Peace Homes Development has built a recognisable product footprint across Dubai's mid-market suburban corridor, consistently targeting accessible price points in emerging residential zones. The pattern is clear — similar unit sizes, similar area profiles, similar payment structures across multiple launches. Before committing to Peace Lagoons, buyers should test whether that pattern holds on the metric that matters most: delivery.
Peace Avenue is the most direct intra-developer comparison — same builder, overlapping product profile, likely similar submarket positioning. Comparing Peace Avenue's construction progress against its original schedule, and its eventual handover date against the promised one, reveals more about Peace Homes' execution reliability than any sales brochure. Peace Lagoons 2 is the direct sequel; if it is already in the market, buyers committed to the developer and the corridor should assess whether the second phase offers improved specifications, stronger pricing, or a more credible construction timeline than the first.

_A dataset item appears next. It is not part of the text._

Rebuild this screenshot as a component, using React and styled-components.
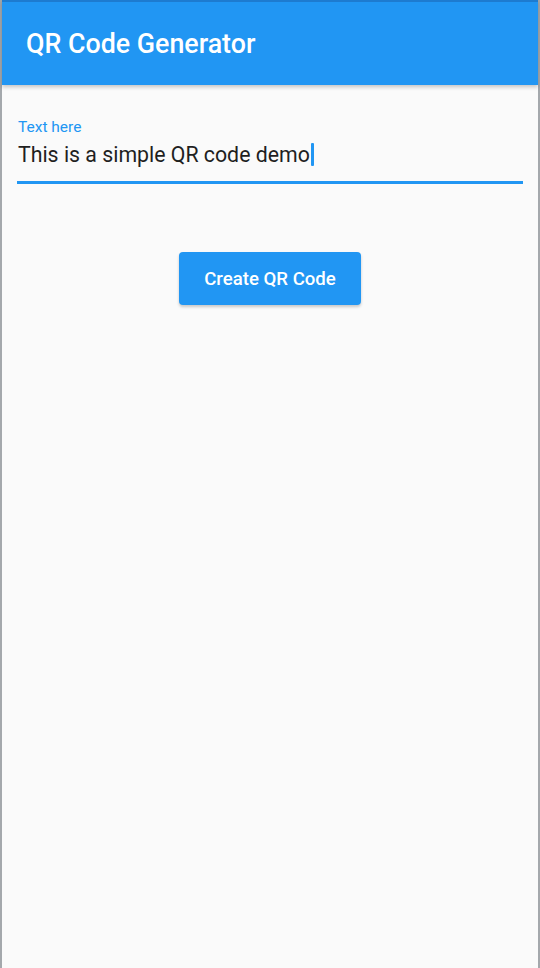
import React from 'react';
import styled, { createGlobalStyle } from 'styled-components';

const GlobalStyle = createGlobalStyle`
  html, body {
    margin: 0;
    padding: 0;
    background: #fafafa;
  }
  * {
    box-sizing: border-box;
  }
`;

const Frame = styled.div`
  display: flex;
  flex-direction: column;
  min-height: 968px;
  background: #fafafa;
  border-left: 2px solid #a4a8ac;
  border-right: 2px solid #a4a8ac;
  font-family: Roboto, "Liberation Sans", sans-serif;
`;

const AppBar = styled.header`
  position: relative;
  z-index: 1;
  display: flex;
  align-items: center;
  height: 85px;
  padding: 0 24px;
  background: #2196f3;
  border-top: 2px solid #1d7bd0;
  box-shadow: 0 2px 4px rgba(0, 0, 0, 0.22);
`;

const Title = styled.h1`
  margin: 0;
  font-size: 26.8px;
  font-weight: 500;
  color: #fff;
`;

const Body = styled.main`
  display: flex;
  flex-direction: column;
  padding: 33px 15px 0;
`;

const Field = styled.label`
  display: flex;
  flex-direction: column;
  padding: 0 1px 8px;
  border-bottom: 3px solid #2196f3;
`;

const Label = styled.span`
  font-size: 15.5px;
  line-height: 18px;
  color: #2196f3;
`;

const InputRow = styled.div`
  display: flex;
  align-items: center;
  height: 37px;
  font-size: 21.3px;
  color: #1f1f1f;
`;

const Caret = styled.span`
  display: inline-block;
  width: 3px;
  height: 23px;
  margin-left: 1px;
  border-radius: 1px;
  background: #2196f3;
`;

const Actions = styled.div`
  display: flex;
  justify-content: center;
  padding-top: 68px;
`;

const Button = styled.button`
  width: 182px;
  height: 53px;
  border: none;
  border-radius: 4px;
  background: #2196f3;
  color: #fff;
  font-family: inherit;
  font-size: 18.6px;
  font-weight: 500;
  box-shadow: 0 2px 3px rgba(0, 0, 0, 0.2);
  cursor: pointer;
`;

export default function App() {
  return (
    <>
      <GlobalStyle />
      <Frame>
        <AppBar>
          <Title>QR Code Generator</Title>
        </AppBar>
        <Body>
          <Field>
            <Label>Text here</Label>
            <InputRow>
              This is a simple QR code demo
              <Caret />
            </InputRow>
          </Field>
          <Actions>
            <Button>Create QR Code</Button>
          </Actions>
        </Body>
      </Frame>
    </>
  );
}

Sky Line extends the comparison into a different product tier within the Peace Homes portfolio. Reviewing the construction status, handover history, and post-handover service quality across Peace Avenue, Sky Line, and Peace Lagoons 2 as a set reveals whether the 24.84% slippage on Peace Lagoons is an isolated project issue or a pattern embedded in how this developer manages its pipeline. A developer that routinely delivers 20 to 30% behind schedule across multiple projects is effectively pricing that lag into its launch strategy — and buyers who accept the headline date without that context are absorbing an undisclosed risk.